The exception is the group of parents who are linguists. Modern linguists hold it as a basic tenet of their scientific study of language that there is no such thing as correct English, and, therefore, the statement 'Standard English is grammatically correct English' is at best meaningless and at worst prejudice.

Linguists would say that there is an endless variety of English: the type people use in Liverpool, the type we use for talking to babies, the type for science, for writing and so on. Linguists have held this view since the beginning of this century.

How, then, has it happened that almost the whole population believes, in many cases passionately, the flat-earth idea that there is one correct English? One reason is that for most people, other ways of speaking seem alien. Another is that we have believed for centuries that there is a correct English. A third is that language is as personal as the shape of someone's nose, and people do not take kindly to criticism of either. The main reason, however, is that linguists, while believing that English is variable, still write about grammar as if it were monolithic.

Open any grammar book and you will find scarcely any mention of the extraordinary variety in English grammar. Even well-known variations such as 'I done nothing' are excluded. Lay people will find nothing wrong with this because they 'know' that the only grammar is standard grammar. But linguists know that 'I done nothing' is part of English grammar and ought to figure in the grammar books.

That it does not means there is a hole in the knowledge of English grammar as presented to us by grammarians. In recent years teachers of English have been trying to get us all out of this grammatical hole. But the new syllabus will dump us right back in.

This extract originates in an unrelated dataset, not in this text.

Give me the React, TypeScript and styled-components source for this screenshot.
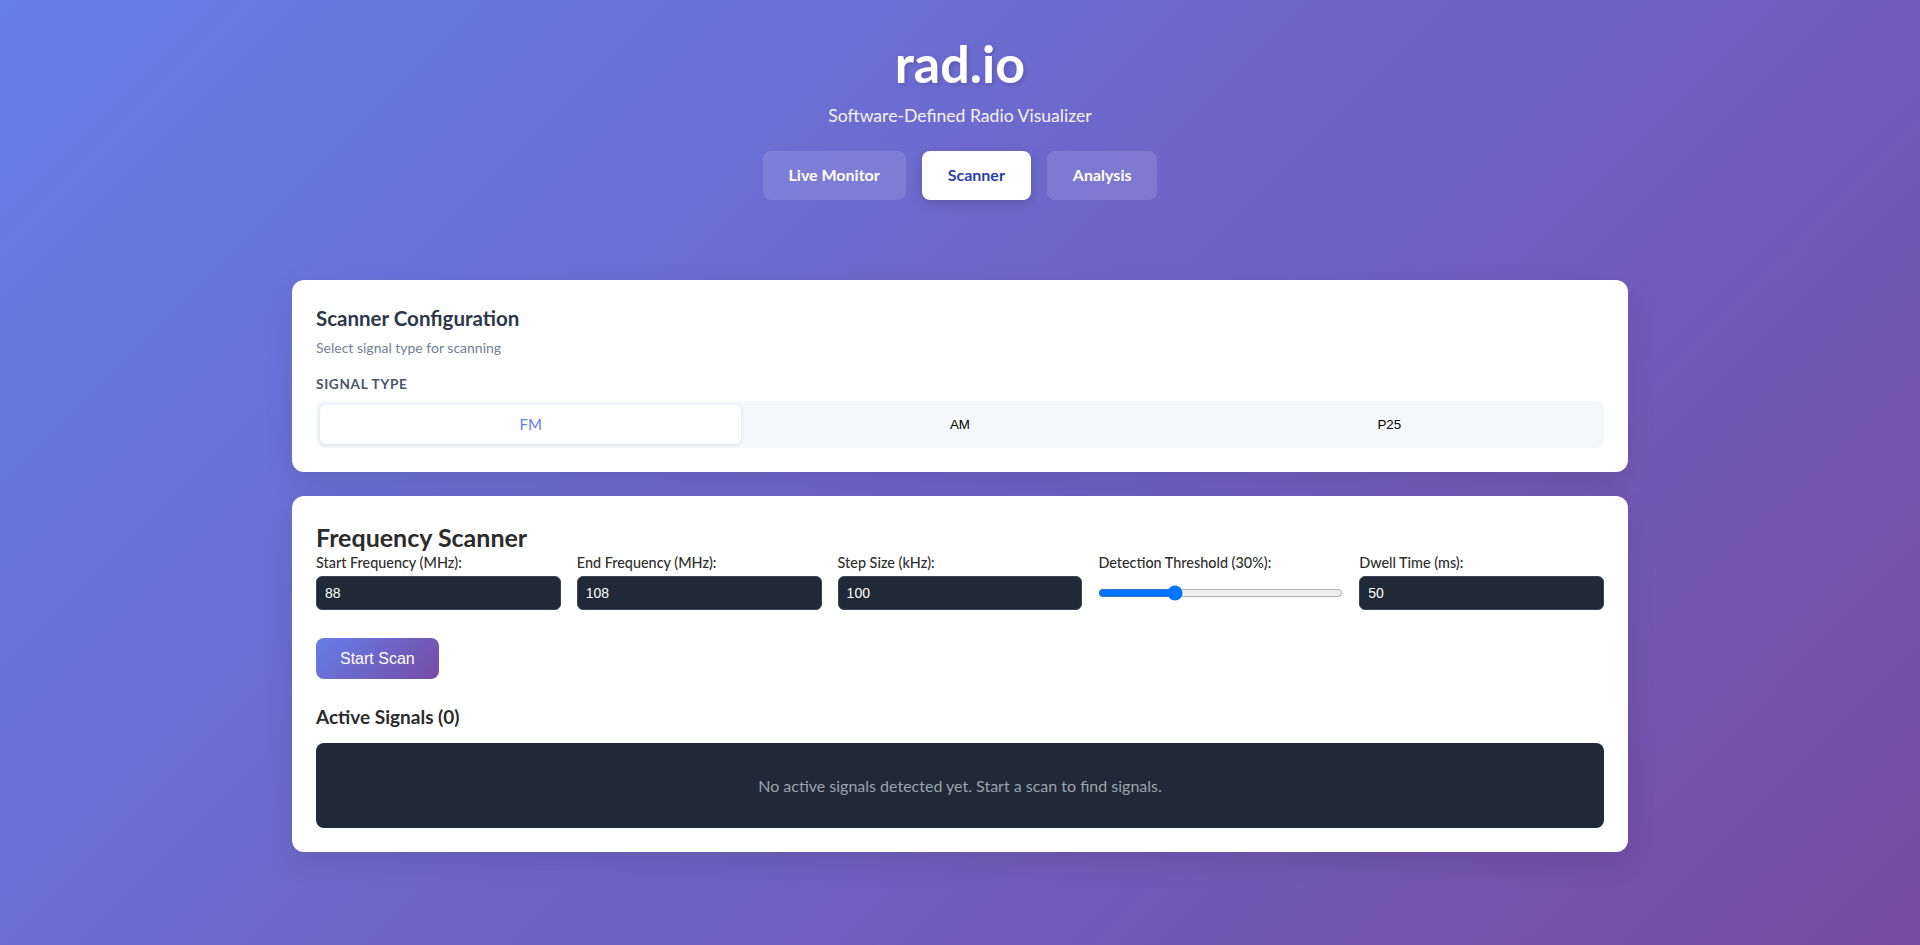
import React, { useState } from "react";
import styled, { createGlobalStyle } from "styled-components";

const GlobalStyle = createGlobalStyle`
  html, body {
    margin: 0;
    padding: 0;
  }
  body {
    font-family: Lato, "Noto Sans", sans-serif;
    background: linear-gradient(135deg, #667eea 0%, #764ba2 100%);
    min-height: 100vh;
    color: #2d3748;
  }
  * { box-sizing: border-box; }
`;

const Page = styled.div`
  min-height: 100vh;
  padding-top: 36px;
  padding-bottom: 40px;
`;

const Header = styled.header`
  text-align: center;
  color: #ffffff;
`;

const Title = styled.h1`
  margin: 0 0 14px;
  font-size: 52px;
  line-height: 54px;
  font-weight: 700;
  text-shadow: 2px 2px 4px rgba(0, 0, 0, 0.15);
`;

const Subtitle = styled.p`
  margin: 0 0 23px;
  font-size: 17.6px;
  line-height: 24px;
  opacity: 0.92;
`;

const Nav = styled.nav`
  display: flex;
  justify-content: center;
  gap: 16px;
`;

const NavButton = styled.button<{ $active?: boolean }>`
  font-family: Lato, "Noto Sans", sans-serif;
  font-size: 16px;
  font-weight: 700;
  line-height: 20.5px;
  padding: 12px 24px;
  border-radius: 8px;
  border: 2px solid transparent;
  cursor: pointer;
  background: ${(p) => (p.$active ? "#ffffff" : "rgba(255, 255, 255, 0.12)")};
  color: ${(p) => (p.$active ? "#2c3fa8" : "#ffffff")};
  box-shadow: ${(p) => (p.$active ? "0 4px 12px rgba(0, 0, 0, 0.15)" : "none")};
`;

const Main = styled.main`
  max-width: 1400px;
  margin: 80px auto 0;
  padding: 0 32px;
  display: flex;
  flex-direction: column;
  gap: 24px;
`;

const Card = styled.section`
  background: #ffffff;
  border-radius: 12px;
  padding: 24px;
  box-shadow: 0 10px 30px rgba(0, 0, 0, 0.1);
`;

const CardTitle = styled.h3`
  margin: 0 0 5px;
  font-size: 20.5px;
  line-height: 28px;
  font-weight: 700;
  color: #2d3748;
`;

const CardDescription = styled.p`
  margin: 0 0 17px;
  font-size: 14px;
  line-height: 21px;
  color: #718096;
`;

const FieldCaption = styled.div`
  font-size: 13.6px;
  line-height: 18px;
  font-weight: 700;
  letter-spacing: 0.05em;
  text-transform: uppercase;
  color: #4a5568;
  margin-bottom: 8px;
`;

const TabList = styled.div`
  display: grid;
  grid-template-columns: repeat(3, 1fr);
  gap: 8px;
  padding: 4px;
  background: #f5f8fb;
  border-radius: 8px;
`;

const Tab = styled.button<{ $active?: boolean }>`
  height: 39px;
  border: none;
  border-radius: 6px;
  cursor: pointer;
  background: ${(p) => (p.$active ? "#ffffff" : "transparent")};
  box-shadow: ${(p) => (p.$active ? "0 1px 4px rgba(0, 0, 0, 0.12)" : "none")};
  color: ${(p) => (p.$active ? "#667eea" : "#000000")};
  font-family: ${(p) => (p.$active ? 'Lato, "Noto Sans", sans-serif' : '"Liberation Sans", Arial, sans-serif')};
  font-size: ${(p) => (p.$active ? "15px" : "13.33px")};
  font-weight: 400;
`;

const ScannerTitle = styled.h2`
  margin: 0;
  font-size: 25px;
  line-height: 34px;
  font-weight: 700;
  color: #2b2b2b;
`;

const Controls = styled.div`
  display: grid;
  grid-template-columns: repeat(5, 1fr);
  gap: 16px;
  margin-bottom: 28px;
`;

const Field = styled.div`
  display: flex;
  flex-direction: column;
  gap: 5px;
`;

const Label = styled.label`
  font-size: 14.4px;
  line-height: 17px;
  font-weight: 500;
  color: #2d2d2d;
`;

const ControlSlot = styled.div`
  height: 34px;
  display: flex;
  align-items: center;
`;

const TextInput = styled.input`
  width: 100%;
  height: 34px;
  padding: 8px;
  border: 1px solid #3a4556;
  border-radius: 6px;
  background: #1f2937;
  color: #ffffff;
  font-family: "Liberation Sans", Arial, sans-serif;
  font-size: 14px;
  outline: none;
`;

const Range = styled.input`
  width: 100%;
  margin: 0;
`;

const ScanButton = styled.button`
  display: block;
  padding: 12px 24px;
  line-height: 17px;
  border: none;
  border-radius: 8px;
  background: linear-gradient(135deg, #667eea 0%, #764ba2 100%);
  color: #ffffff;
  font-family: "Liberation Sans", Arial, sans-serif;
  font-size: 16px;
  cursor: pointer;
`;

const SectionTitle = styled.h3`
  margin: 26px 0 14px;
  font-size: 19px;
  line-height: 24px;
  font-weight: 700;
  color: #2b2b2b;
`;

const EmptyBox = styled.div`
  background: #1f2937;
  border-radius: 8px;
  padding: 32px;
  text-align: center;
  font-size: 16px;
  line-height: 21px;
  color: #9ca3af;
`;

const navItems = ["Live Monitor", "Scanner", "Analysis"];
const signalTypes = ["FM", "AM", "P25"];

export default function App() {
  const [view, setView] = useState("Scanner");
  const [signal, setSignal] = useState("FM");
  const [threshold, setThreshold] = useState(30);

  return (
    <>
      <GlobalStyle />
      <Page>
        <Header>
          <Title>rad.io</Title>
          <Subtitle>Software-Defined Radio Visualizer</Subtitle>
          <Nav>
            {navItems.map((n) => (
              <NavButton key={n} $active={view === n} onClick={() => setView(n)}>
                {n}
              </NavButton>
            ))}
          </Nav>
        </Header>
        <Main>
          <Card>
            <CardTitle>Scanner Configuration</CardTitle>
            <CardDescription>Select signal type for scanning</CardDescription>
            <FieldCaption>Signal Type</FieldCaption>
            <TabList>
              {signalTypes.map((s) => (
                <Tab key={s} $active={signal === s} onClick={() => setSignal(s)}>
                  {s}
                </Tab>
              ))}
            </TabList>
          </Card>
          <Card>
            <ScannerTitle>Frequency Scanner</ScannerTitle>
            <Controls>
              <Field>
                <Label>Start Frequency (MHz):</Label>
                <ControlSlot>
                  <TextInput type="number" defaultValue={88} />
                </ControlSlot>
              </Field>
              <Field>
                <Label>End Frequency (MHz):</Label>
                <ControlSlot>
                  <TextInput type="number" defaultValue={108} />
                </ControlSlot>
              </Field>
              <Field>
                <Label>Step Size (kHz):</Label>
                <ControlSlot>
                  <TextInput type="number" defaultValue={100} />
                </ControlSlot>
              </Field>
              <Field>
                <Label>Detection Threshold ({threshold}%):</Label>
                <ControlSlot>
                  <Range
                    type="range"
                    min={0}
                    max={100}
                    value={threshold}
                    onChange={(e) => setThreshold(Number(e.target.value))}
                  />
                </ControlSlot>
              </Field>
              <Field>
                <Label>Dwell Time (ms):</Label>
                <ControlSlot>
                  <TextInput type="number" defaultValue={50} />
                </ControlSlot>
              </Field>
            </Controls>
            <ScanButton>Start Scan</ScanButton>
            <SectionTitle>Active Signals (0)</SectionTitle>
            <EmptyBox>No active signals detected yet. Start a scan to find signals.</EmptyBox>
          </Card>
        </Main>
      </Page>
    </>
  );
}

The only solution is for the language experts to start filling this vacuum with knowledge about English in all its variety.

Then, teachers will have the means to stand up to prejudice and develop their pupils' home English to the point where it can be easily understood by speakers from other regions.

Pupils will learn to use English well and recognise when others use it well if teachers are allowed to show them how to make the best of their own English.

The writer teaches English as a second language.